The beta distribution is continuous.

In Bayesian probability theory, if the posterior distribution p(θ | x) is in the same probability distribution family as the prior probability distribution p(θ), the prior and posterior are then called conjugate distributions, and the prior is called a conjugate prior for the likelihood function p(x | θ).

Computing and plotting the posterior#

Now, you must know that the beta distribution looks as follows

\(p(\theta) = \frac{\Gamma(\alpha+\beta)}{\Gamma(\alpha)\Gamma(\beta)}\theta^{\alpha-1}(1-\theta)^{\beta-1}\) (1)

Where \(\Gamma\) is the gamma function. If the maths starts sounding complicated, do not worry. I want you to pay attention to some approximation we can do to calculate the posterior starting from our \(\beta\) prior and our Binomial-likelihood. Later, we will do this calculation more accurately with PyMC, but for now, let’s notice the following:

  • (1), the \(\beta\)-distribution, looks like a Binomial, with the exception of some factors

From the Bayes’theorem, we know that the posterior is proportional to the likelihood times the prior. Let’s now do the following approximation (remember, \(y\) are the observations):

\(p(\theta|y) \propto \frac{N!}{y!(N-y)!}\theta^{y}(1-\theta)^{N-y} \cdot \frac{\Gamma(\alpha+\beta)}{\Gamma(\alpha)\Gamma(\beta)}\theta^{\alpha-1}(1-\theta)^{\beta-1}\)

Let’s drop all the terms that do not depend on \(\theta\), to get:

\(p(\theta|y) \propto \theta^{y}(1-\theta)^{N-y} \theta^{\alpha-1}(1-\theta)^{\beta-1}\)

that is:

\(p(\theta|y) \propto \theta^{y+\alpha-1}(1-\theta)^{N-y+\beta-1}\)

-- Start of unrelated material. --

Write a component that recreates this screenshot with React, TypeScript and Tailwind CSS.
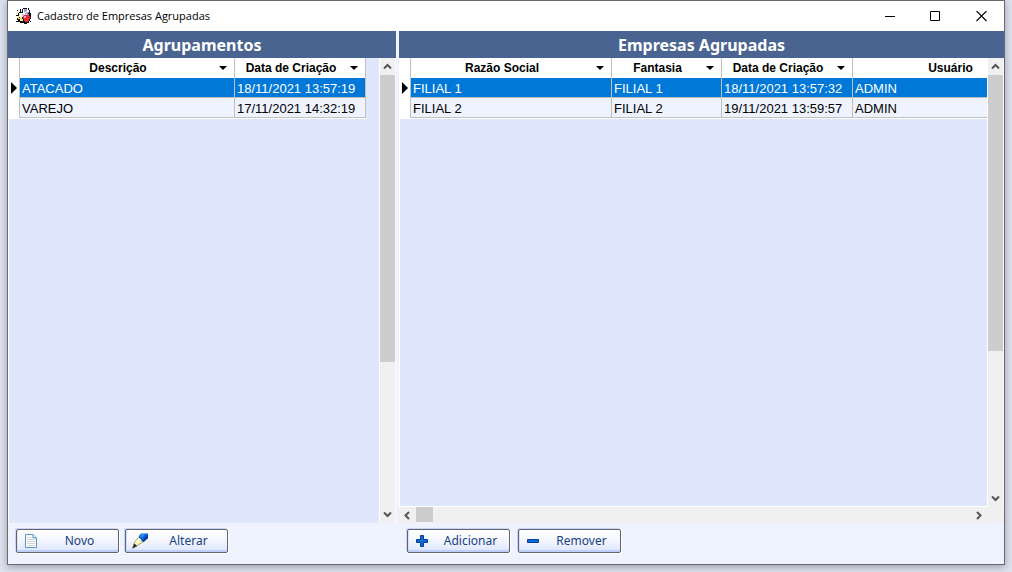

In other words, the posterior is proportional to a beta-function

\(p(\theta|y) \propto Beta(\alpha_{prior}+y,\beta_{prior}+N-y)\)

Using the above equation:#

plt.figure(figsize=(10, 8))

n_trials = [0, 1, 2, 3, 4, 8, 16, 32, 50, 150]
data     = [0, 1, 1, 1, 1, 4,  6,  9, 13,  48]
theta_real = 0.35

#------ replace with actual generation from binomial with theta_real ------#
rep_data = []
for nn in n_trials:
    rep_data.append(stats.binom.rvs(nn, theta_real))  #rvs: random variates

#data = rep_data

beta_params = [(1, 1), (20, 20), (1, 4)]

dist = stats.beta

x = np.linspace(0, 1, 200)

colors = plt.rcParams["axes.prop_cycle"].by_key()["color"]

for idx, N in enumerate(n_trials):
    if idx == 0:
        plt.subplot(4, 3, 2) #take idx=2 plot
        plt.subplot(4, 3, idx+3)
    y = data[idx]
    for idx2, (a_prior, b_prior) in enumerate(beta_params):
        #tmp_color = colors[idx2]
        p_theta_given_y = dist.pdf(x, a_prior + y, b_prior + N - y)
        plt.fill_between(x, 0, p_theta_given_y,alpha=0.7,
                         label=f'(α: {a_prior:3d}, β: {b_prior:3d})')

    plt.axvline(theta_real, ymax=0.3, color='k')
    plt.plot(0, 0, label=f'{N:4d} trials\n{y:4d} heads', alpha=0)
    plt.xlim(0, 1)
    plt.ylim(0, 12)

#plt.tight_layout() #check compatibility
#plt.savefig('./output/B11197_01_05.png', dpi=300)

- PMF uses discrete random variables. PDF uses continuous random variables.

- In the first row we have 0 trials, therefore the three curves are our priors for different settings of the beta-distribution parameters

- The most probable value is given by th emode of the posterior

- The spread of the posterior is proportional to the uncertainty about the value of a parameter

- Given a sufficiently large amount of data, Bayesian models with different priors converge to the same result!

- How fast posteriors converge depend on the data and the model

- It can be demonstrated that the same result is obtained by updating the posterior sequentially than if we do it all at once


- Priors can influence inference... some peoplelike the idea of flat, weakly informative priors

- we have seen though prior information can be essential in some cases, e.g., if the parameter has to be positive

- Priors can make our models work better.

- Frequentist approach estimates parameters through maximum likelihood, avoiding setting up a prior, and works by findining the value of θ that maximizes the likelihood. We have seen in our exercises the limitations of this approach.